Sorry for the length, but that is the whole story. I cannot thank the wonderful people here at 3FC enough for the support, encouragement, and ideas. I would never have done it without being here. And to every single person reading this who is sitting where I was sitting a year and a half ago – you can do this. And when (not if, but WHEN) you do, for each pound you lose, you can’t even imagine the amazing things that you’ll gain. To close, I give you a quick list of some of my favorite gains:
1. A wide selection of amazing recipes that I can cook for me, for company, or at bake sales without going off plan OR disappointing anyone. I’ve cooked healthy meals for my in-laws, my parents, my friends, and my relatives, and no one has said anything about the food being light (even the meat and potatoes types!). Those recipes will carry me into maintenance and beyond. Related, I developed a huge knowledge of dozens of healthy, natural foods and how to cook them.
2. A clean house. Let me explain this one. I can only cook in a clean kitchen…dishes in the sink, dirty counters, etc, make me not want to cook. To proceed on my cook-at-home-eat-healthy path, I have to have a clean kitchen. Once the kitchen is clean, I tend to clean everything else. In addition, I have a ton more energy to clean up the everyday messes.
3. A fabulous new sense of style. I love my clothes, I love makeup and styling my hair. I’ve gone from “I don’t care” to “give me a minute to throw on some lipgloss,” and have never felt prettier.

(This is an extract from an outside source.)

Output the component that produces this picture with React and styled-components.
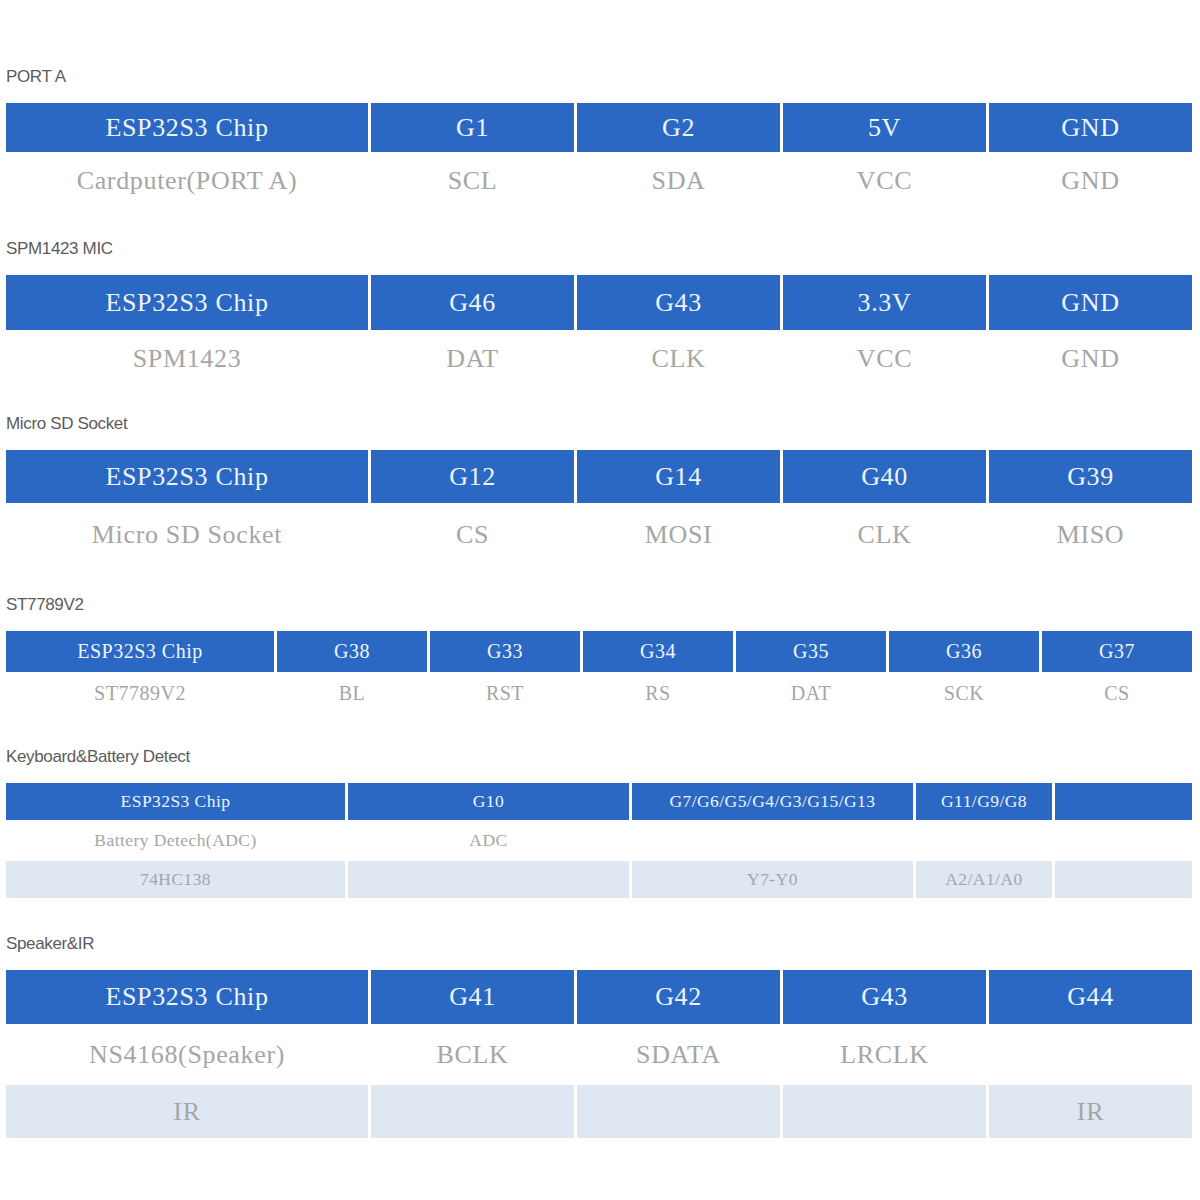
import React from "react"
import styled, { createGlobalStyle } from "styled-components"

const GlobalStyle = createGlobalStyle`
  html, body {
    margin: 0;
    padding: 0;
    background: #ffffff;
  }
`

const Page = styled.div`
  width: 1200px;
  height: 1200px;
  box-sizing: border-box;
  padding: 0 8px 0 6px;
  background: #ffffff;
  overflow: hidden;
`

const Section = styled.section`
  margin-top: ${props => props.top}px;
  display: flex;
  flex-direction: column;
  gap: 16px;
`

const Label = styled.div`
  height: 20px;
  line-height: 20px;
  font-family: "Liberation Sans", Arial, sans-serif;
  font-size: 17px;
  color: #5c5c5c;
  letter-spacing: -0.35px;
`

const Table = styled.div`
  display: flex;
  flex-direction: column;
`

const Row = styled.div`
  display: grid;
  grid-template-columns: ${props => props.cols};
  column-gap: 3px;
  height: ${props => props.h}px;
`

const Cell = styled.div`
  display: flex;
  align-items: center;
  justify-content: center;
  white-space: nowrap;
  font-family: "Liberation Serif", "Times New Roman", serif;
  font-size: ${props => props.size}px;
  letter-spacing: ${props => props.size * 0.025}px;
  background: ${props =>
    props.kind === "head" ? "#2a68c3" : props.kind === "light" ? "#dfe7f3" : "transparent"};
  color: ${props => (props.kind === "head" ? "#eef4fc" : "#a6a6a6")};
`

const tables = [
  {
    label: "PORT A",
    top: 67,
    cols: "362px repeat(4, 1fr)",
    size: 26,
    rows: [
      { kind: "head", h: 49, cells: ["ESP32S3 Chip", "G1", "G2", "5V", "GND"] },
      { kind: "body", h: 58, cells: ["Cardputer(PORT A)", "SCL", "SDA", "VCC", "GND"] },
    ],
  },
  {
    label: "SPM1423 MIC",
    top: 29,
    cols: "362px repeat(4, 1fr)",
    size: 26,
    rows: [
      { kind: "head", h: 55, cells: ["ESP32S3 Chip", "G46", "G43", "3.3V", "GND"] },
      { kind: "body", h: 58, cells: ["SPM1423", "DAT", "CLK", "VCC", "GND"] },
    ],
  },
  {
    label: "Micro SD Socket",
    top: 26,
    cols: "362px repeat(4, 1fr)",
    size: 26,
    rows: [
      { kind: "head", h: 53, cells: ["ESP32S3 Chip", "G12", "G14", "G40", "G39"] },
      { kind: "body", h: 64, cells: ["Micro SD Socket", "CS", "MOSI", "CLK", "MISO"] },
    ],
  },
  {
    label: "ST7789V2",
    top: 28,
    cols: "268px repeat(6, 1fr)",
    size: 20,
    rows: [
      { kind: "head", h: 41, cells: ["ESP32S3 Chip", "G38", "G33", "G34", "G35", "G36", "G37"] },
      { kind: "body", h: 42, cells: ["ST7789V2", "BL", "RST", "RS", "DAT", "SCK", "CS"] },
    ],
  },
  {
    label: "Keyboard&Battery Detect",
    top: 33,
    cols: "339px 281px 281px 136px 1fr",
    size: 17.5,
    rows: [
      { kind: "head", h: 37, cells: ["ESP32S3 Chip", "G10", "G7/G6/G5/G4/G3/G15/G13", "G11/G9/G8", ""] },
      { kind: "body", h: 41, cells: ["Battery Detech(ADC)", "ADC", "", "", ""] },
      { kind: "light", h: 37, cells: ["74HC138", "", "Y7-Y0", "A2/A1/A0", ""] },
    ],
  },
  {
    label: "Speaker&IR",
    top: 36,
    cols: "362px repeat(4, 1fr)",
    size: 26,
    rows: [
      { kind: "head", h: 54, cells: ["ESP32S3 Chip", "G41", "G42", "G43", "G44"] },
      { kind: "body", h: 61, cells: ["NS4168(Speaker)", "BCLK", "SDATA", "LRCLK", ""] },
      { kind: "light", h: 53, cells: ["IR", "", "", "", "IR"] },
    ],
  },
]

const App = () => {
  return (
    <Page>
      <GlobalStyle />
      {tables.map(t => (
        <Section key={t.label} top={t.top}>
          <Label>{t.label}</Label>
          <Table>
            {t.rows.map((r, i) => (
              <Row key={i} cols={t.cols} h={r.h}>
                {r.cells.map((c, j) => (
                  <Cell key={j} kind={r.kind} size={t.size}>
                    {c}
                  </Cell>
                ))}
              </Row>
            ))}
          </Table>
        </Section>
      ))}
    </Page>
  )
}

export default App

4. My confidence. I have confidence in my looks, my health, and my decisions. This is priceless to me.
5. My health. I no longer worry about medical problems striking me down. I am in control of my health and body.
6. My self-respect. I didn’t respect myself when I was bigger. I felt I was failing, and I was, really, failing myself. I have so much awe and respect for what I have accomplished, and it has helped me believe I can accomplish so much more.
7. A belief that I can do absolutely anything I want to do, if I just put my mind to it.